But if our leaders were serious about stimulating the economy, they’d turn to something more unorthodox — meaningful tort reforms.
Abuse of America’s tort system is a significant drag on our economy. In our 2008 U.S. Tort Liability Index, we chronicle this fact and lay out common-sense reforms that would do wonders for economic growth.
Direct tort costs, which include lawyers’ fees and plaintiff awards, account for more than 2 percent of U.S. gross domestic product annually. That’s equivalent to what the federal government spent last year on public education, transportation, agriculture, energy and scientific research, combined. That number balloons to $865 billion if you factor in indirect economic costs, like the loss of new products that are never brought to market because of the potential for devastating tort payouts.
Worse, the tort system is wasteful. Just 15 cents of every tort dollar goes to injured plaintiffs.
The system directly impacts employment. According to a McKinsey & Company study, tort risks are second only to the availability of qualified workers in significance for a company when deciding where to expand.

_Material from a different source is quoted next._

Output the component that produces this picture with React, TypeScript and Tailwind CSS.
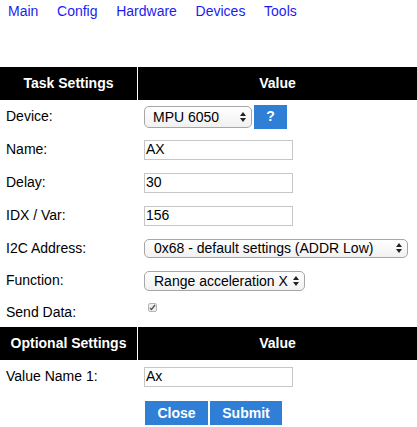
import React from "react";

const NAV = ["Main", "Config", "Hardware", "Devices", "Tools"];

// mac-style up/down select arrows
const Arrows = () => (
  <svg width="6" height="10" viewBox="0 0 6 10" className="shrink-0">
    <path d="M3 0 L6 4 L0 4 Z" fill="#222" />
    <path d="M3 10 L6 6 L0 6 Z" fill="#222" />
  </svg>
);

const Select = ({ value, className }: { value: string; className: string }) => (
  <div
    className={
      "flex items-center justify-between border border-[#a6a6a6] rounded-[5px] bg-gradient-to-b from-white to-[#f1f1f1] pl-[8px] pr-[5px] leading-none whitespace-nowrap " +
      className
    }
  >
    <span>{value}</span>
    <Arrows />
  </div>
);

const Field = ({ value }: { value: string }) => (
  <input
    readOnly
    value={value}
    className="w-[149px] h-[20px] border border-[#c6c6c6] pl-px text-[14px] outline-none font-['Liberation_Sans',Arial,sans-serif]"
  />
);

const Header = ({ left }: { left: string }) => (
  <div className="flex h-[33px] gap-px bg-white text-white font-bold">
    <div className="w-[137px] bg-black flex items-center justify-center">{left}</div>
    <div className="flex-1 bg-black flex items-center justify-center">Value</div>
  </div>
);

const Row = ({ label, h, children }: { label: string; h: string; children?: React.ReactNode }) => (
  <div className={"flex items-center " + h}>
    <div className="w-[138px] pl-[6px]">{label}</div>
    <div className="flex items-center pl-[6px]">{children}</div>
  </div>
);

export default function App() {
  return (
    <div className="w-[417px] h-[427px] overflow-hidden bg-white text-black text-[14px] font-['Liberation_Sans',Arial,sans-serif]">
      <nav className="flex gap-[18.7px] pl-2 pt-[3px] h-[67px] leading-4">
        {NAV.map((n) => (
          <a key={n} href="#" className="text-[#1c1cf0]">
            {n}
          </a>
        ))}
      </nav>

      <Header left="Task Settings" />
      <Row label="Device:" h="h-[33px]">
        <Select value="MPU 6050" className="w-[108px] h-[22px]" />
        <button className="ml-[2px] w-[33px] h-[24px] bg-[#2f7fd6] text-white font-bold">?</button>
      </Row>
      <Row label="Name:" h="h-[33px]">
        <Field value="AX" />
      </Row>
      <Row label="Delay:" h="h-[33px]">
        <Field value="30" />
      </Row>
      <Row label="IDX / Var:" h="h-[33px]">
        <Field value="156" />
      </Row>
      <Row label="I2C Address:" h="h-[32px]">
        <Select value="0x68 - default settings (ADDR Low)" className="w-[264px] h-[19px] pl-[9px]" />
      </Row>
      <Row label="Function:" h="h-[33px]">
        <Select value="Range acceleration X" className="w-[161px] h-[20px] pl-[9px]" />
      </Row>
      <Row label="Send Data:" h="h-[30px]">
        <div className="ml-[4px] -mt-[10px] w-[9px] h-[9px] border border-[#b5b5b5] rounded-[2px] bg-[#eeeeee] flex items-center justify-center">
          <svg width="7" height="7" viewBox="0 0 7 7">
            <path d="M1 4 L2.5 5.5 L6 1" stroke="#555" strokeWidth="1.4" fill="none" />
          </svg>
        </div>
      </Row>

      <Header left="Optional Settings" />
      <Row label="Value Name 1:" h="h-[33px]">
        <Field value="Ax" />
      </Row>
      <div className="flex gap-[2px] pl-[145px] pt-[8px]">
        <button className="w-[63px] h-[24px] bg-[#2f7fd6] text-white font-bold">Close</button>
        <button className="w-[72px] h-[24px] bg-[#2f7fd6] text-white font-bold">Submit</button>
      </div>
    </div>
  );
}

In 2003, for example, corporate titan Phillip Morris almost went bankrupt as a result of an adverse tort ruling. After losing a hundred-billion dollar lawsuit in Illinois, the company tried to appeal the decision. But to do so, state law required a $12 billion bond payment. Phillip Morris was effectively forced to choose between going out of business and foregoing due process.
This example corresponds with the Index’s data. Illinois not only has among the worst tort laws in the nation, it also produces some of the highest monetary losses from tort — over $8 billion in 2006.
In response to such unfriendly climes, companies have flocked to states with common-sense regulatory environments. That’s meant a windfall for places like Georgia, which caps appeal bonds at $25 million for civil cases. Oklahoma caps attorneys’ contingency fees to 50 percent of the plaintiff’s recovery. Such a policy reduces attorneys’ temptation to exploit plaintiffs and deep-pocketed defendants. It’s no surprise, then, that we found Georgia and Oklahoma to have among the best tort laws in the nation — in fourth and 13th place, respectively.
Tort laws also affect economic growth. In 2006, state-level GDP grew 25 percent faster in the 10 states with the best tort systems than in the 10 states with the worst. By another calculation, implementing just six common tort reforms boosts a state’s employment rate by 1 percent.
Politicians who are nervous about the stumbling economy should take a long look at the tort system and the hundreds of billions of dollars of economic activity it impacts. The numbers are clear — the best stimulus package for our economy is tort reform.